* _Aim of the exercise_: Leave out any picture and return the remaining listing below exactly as given.

* _Recorded information_:
:::
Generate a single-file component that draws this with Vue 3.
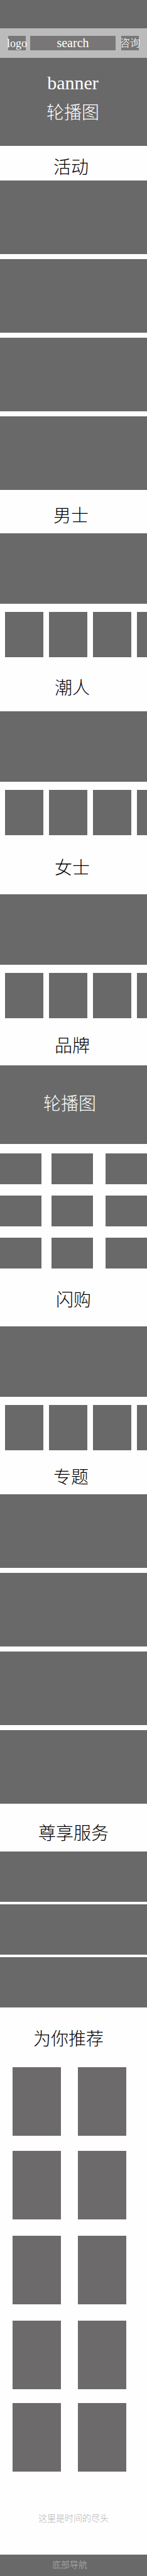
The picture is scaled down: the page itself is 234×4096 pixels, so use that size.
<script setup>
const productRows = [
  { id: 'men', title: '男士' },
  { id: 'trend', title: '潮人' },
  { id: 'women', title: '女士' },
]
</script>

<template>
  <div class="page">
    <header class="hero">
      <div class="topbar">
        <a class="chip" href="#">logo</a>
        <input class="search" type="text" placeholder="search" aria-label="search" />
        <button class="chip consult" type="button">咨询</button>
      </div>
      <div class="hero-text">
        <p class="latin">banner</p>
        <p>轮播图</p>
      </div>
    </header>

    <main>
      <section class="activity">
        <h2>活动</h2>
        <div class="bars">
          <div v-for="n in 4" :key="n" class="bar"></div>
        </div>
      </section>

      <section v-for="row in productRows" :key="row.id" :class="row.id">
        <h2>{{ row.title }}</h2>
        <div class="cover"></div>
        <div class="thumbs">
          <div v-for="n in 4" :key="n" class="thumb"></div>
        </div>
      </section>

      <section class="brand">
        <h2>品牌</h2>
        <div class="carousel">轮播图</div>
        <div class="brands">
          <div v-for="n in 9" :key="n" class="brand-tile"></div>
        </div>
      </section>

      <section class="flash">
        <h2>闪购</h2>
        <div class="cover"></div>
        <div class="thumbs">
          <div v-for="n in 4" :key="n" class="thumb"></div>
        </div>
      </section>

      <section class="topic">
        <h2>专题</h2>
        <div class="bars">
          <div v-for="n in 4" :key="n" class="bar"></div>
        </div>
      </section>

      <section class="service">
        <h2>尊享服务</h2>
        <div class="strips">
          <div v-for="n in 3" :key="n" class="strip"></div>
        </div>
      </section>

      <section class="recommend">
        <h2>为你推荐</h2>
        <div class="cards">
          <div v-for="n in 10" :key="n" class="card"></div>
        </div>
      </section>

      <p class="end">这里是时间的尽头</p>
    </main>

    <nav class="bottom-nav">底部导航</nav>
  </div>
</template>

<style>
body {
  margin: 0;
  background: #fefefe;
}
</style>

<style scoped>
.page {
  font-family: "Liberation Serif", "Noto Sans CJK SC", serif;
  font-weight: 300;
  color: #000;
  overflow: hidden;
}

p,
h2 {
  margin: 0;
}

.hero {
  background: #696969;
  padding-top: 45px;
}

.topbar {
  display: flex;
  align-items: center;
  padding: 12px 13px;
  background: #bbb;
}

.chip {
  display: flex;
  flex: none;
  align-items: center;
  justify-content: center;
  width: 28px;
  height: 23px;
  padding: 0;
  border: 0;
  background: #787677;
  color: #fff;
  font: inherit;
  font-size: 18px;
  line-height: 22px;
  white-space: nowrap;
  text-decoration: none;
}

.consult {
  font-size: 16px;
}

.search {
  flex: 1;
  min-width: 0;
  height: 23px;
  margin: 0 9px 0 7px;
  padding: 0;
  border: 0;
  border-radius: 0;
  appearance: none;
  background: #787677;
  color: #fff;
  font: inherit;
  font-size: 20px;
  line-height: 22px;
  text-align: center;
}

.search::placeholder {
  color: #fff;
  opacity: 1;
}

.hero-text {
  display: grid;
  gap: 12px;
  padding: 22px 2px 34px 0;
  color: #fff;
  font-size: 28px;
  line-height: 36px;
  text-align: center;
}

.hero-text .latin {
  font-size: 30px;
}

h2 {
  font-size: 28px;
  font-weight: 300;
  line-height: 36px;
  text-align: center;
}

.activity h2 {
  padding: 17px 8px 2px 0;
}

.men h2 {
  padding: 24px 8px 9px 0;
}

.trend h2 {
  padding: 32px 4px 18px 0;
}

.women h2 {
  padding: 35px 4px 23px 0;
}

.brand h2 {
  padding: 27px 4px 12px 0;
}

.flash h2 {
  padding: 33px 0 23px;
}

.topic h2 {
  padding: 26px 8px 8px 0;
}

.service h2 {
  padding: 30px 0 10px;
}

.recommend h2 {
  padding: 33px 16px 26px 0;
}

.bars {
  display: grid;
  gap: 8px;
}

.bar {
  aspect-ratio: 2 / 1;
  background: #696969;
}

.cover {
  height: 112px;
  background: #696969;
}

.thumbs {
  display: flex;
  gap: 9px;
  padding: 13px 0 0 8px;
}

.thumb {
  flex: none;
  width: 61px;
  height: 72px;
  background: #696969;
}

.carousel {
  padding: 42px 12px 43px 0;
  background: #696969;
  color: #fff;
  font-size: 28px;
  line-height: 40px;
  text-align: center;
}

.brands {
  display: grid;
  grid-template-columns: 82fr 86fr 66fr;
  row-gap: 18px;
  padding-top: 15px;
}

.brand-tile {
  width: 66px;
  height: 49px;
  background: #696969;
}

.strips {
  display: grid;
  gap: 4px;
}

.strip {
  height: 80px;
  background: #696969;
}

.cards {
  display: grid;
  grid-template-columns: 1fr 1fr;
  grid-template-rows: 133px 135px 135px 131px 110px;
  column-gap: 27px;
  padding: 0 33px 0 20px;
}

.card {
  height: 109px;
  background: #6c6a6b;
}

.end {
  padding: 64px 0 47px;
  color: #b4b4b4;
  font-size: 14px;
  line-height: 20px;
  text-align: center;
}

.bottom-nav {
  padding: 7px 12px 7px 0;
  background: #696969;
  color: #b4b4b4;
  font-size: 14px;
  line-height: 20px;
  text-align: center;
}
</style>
:::
* _Answer below_:
Generate a single-file component that draws this with Vue 3.
The picture is scaled down: the page itself is 234×4096 pixels, so use that size.
<script setup>
const productRows = [
  { id: 'men', title: '男士' },
  { id: 'trend', title: '潮人' },
  { id: 'women', title: '女士' },
]
</script>

<template>
  <div class="page">
    <header class="hero">
      <div class="topbar">
        <a class="chip" href="#">logo</a>
        <input class="search" type="text" placeholder="search" aria-label="search" />
        <button class="chip consult" type="button">咨询</button>
      </div>
      <div class="hero-text">
        <p class="latin">banner</p>
        <p>轮播图</p>
      </div>
    </header>

    <main>
      <section class="activity">
        <h2>活动</h2>
        <div class="bars">
          <div v-for="n in 4" :key="n" class="bar"></div>
        </div>
      </section>

      <section v-for="row in productRows" :key="row.id" :class="row.id">
        <h2>{{ row.title }}</h2>
        <div class="cover"></div>
        <div class="thumbs">
          <div v-for="n in 4" :key="n" class="thumb"></div>
        </div>
      </section>

      <section class="brand">
        <h2>品牌</h2>
        <div class="carousel">轮播图</div>
        <div class="brands">
          <div v-for="n in 9" :key="n" class="brand-tile"></div>
        </div>
      </section>

      <section class="flash">
        <h2>闪购</h2>
        <div class="cover"></div>
        <div class="thumbs">
          <div v-for="n in 4" :key="n" class="thumb"></div>
        </div>
      </section>

      <section class="topic">
        <h2>专题</h2>
        <div class="bars">
          <div v-for="n in 4" :key="n" class="bar"></div>
        </div>
      </section>

      <section class="service">
        <h2>尊享服务</h2>
        <div class="strips">
          <div v-for="n in 3" :key="n" class="strip"></div>
        </div>
      </section>

      <section class="recommend">
        <h2>为你推荐</h2>
        <div class="cards">
          <div v-for="n in 10" :key="n" class="card"></div>
        </div>
      </section>

      <p class="end">这里是时间的尽头</p>
    </main>

    <nav class="bottom-nav">底部导航</nav>
  </div>
</template>

<style>
body {
  margin: 0;
  background: #fefefe;
}
</style>

<style scoped>
.page {
  font-family: "Liberation Serif", "Noto Sans CJK SC", serif;
  font-weight: 300;
  color: #000;
  overflow: hidden;
}

p,
h2 {
  margin: 0;
}

.hero {
  background: #696969;
  padding-top: 45px;
}

.topbar {
  display: flex;
  align-items: center;
  padding: 12px 13px;
  background: #bbb;
}

.chip {
  display: flex;
  flex: none;
  align-items: center;
  justify-content: center;
  width: 28px;
  height: 23px;
  padding: 0;
  border: 0;
  background: #787677;
  color: #fff;
  font: inherit;
  font-size: 18px;
  line-height: 22px;
  white-space: nowrap;
  text-decoration: none;
}

.consult {
  font-size: 16px;
}

.search {
  flex: 1;
  min-width: 0;
  height: 23px;
  margin: 0 9px 0 7px;
  padding: 0;
  border: 0;
  border-radius: 0;
  appearance: none;
  background: #787677;
  color: #fff;
  font: inherit;
  font-size: 20px;
  line-height: 22px;
  text-align: center;
}

.search::placeholder {
  color: #fff;
  opacity: 1;
}

.hero-text {
  display: grid;
  gap: 12px;
  padding: 22px 2px 34px 0;
  color: #fff;
  font-size: 28px;
  line-height: 36px;
  text-align: center;
}

.hero-text .latin {
  font-size: 30px;
}

h2 {
  font-size: 28px;
  font-weight: 300;
  line-height: 36px;
  text-align: center;
}

.activity h2 {
  padding: 17px 8px 2px 0;
}

.men h2 {
  padding: 24px 8px 9px 0;
}

.trend h2 {
  padding: 32px 4px 18px 0;
}

.women h2 {
  padding: 35px 4px 23px 0;
}

.brand h2 {
  padding: 27px 4px 12px 0;
}

.flash h2 {
  padding: 33px 0 23px;
}

.topic h2 {
  padding: 26px 8px 8px 0;
}

.service h2 {
  padding: 30px 0 10px;
}

.recommend h2 {
  padding: 33px 16px 26px 0;
}

.bars {
  display: grid;
  gap: 8px;
}

.bar {
  aspect-ratio: 2 / 1;
  background: #696969;
}

.cover {
  height: 112px;
  background: #696969;
}

.thumbs {
  display: flex;
  gap: 9px;
  padding: 13px 0 0 8px;
}

.thumb {
  flex: none;
  width: 61px;
  height: 72px;
  background: #696969;
}

.carousel {
  padding: 42px 12px 43px 0;
  background: #696969;
  color: #fff;
  font-size: 28px;
  line-height: 40px;
  text-align: center;
}

.brands {
  display: grid;
  grid-template-columns: 82fr 86fr 66fr;
  row-gap: 18px;
  padding-top: 15px;
}

.brand-tile {
  width: 66px;
  height: 49px;
  background: #696969;
}

.strips {
  display: grid;
  gap: 4px;
}

.strip {
  height: 80px;
  background: #696969;
}

.cards {
  display: grid;
  grid-template-columns: 1fr 1fr;
  grid-template-rows: 133px 135px 135px 131px 110px;
  column-gap: 27px;
  padding: 0 33px 0 20px;
}

.card {
  height: 109px;
  background: #6c6a6b;
}

.end {
  padding: 64px 0 47px;
  color: #b4b4b4;
  font-size: 14px;
  line-height: 20px;
  text-align: center;
}

.bottom-nav {
  padding: 7px 12px 7px 0;
  background: #696969;
  color: #b4b4b4;
  font-size: 14px;
  line-height: 20px;
  text-align: center;
}
</style>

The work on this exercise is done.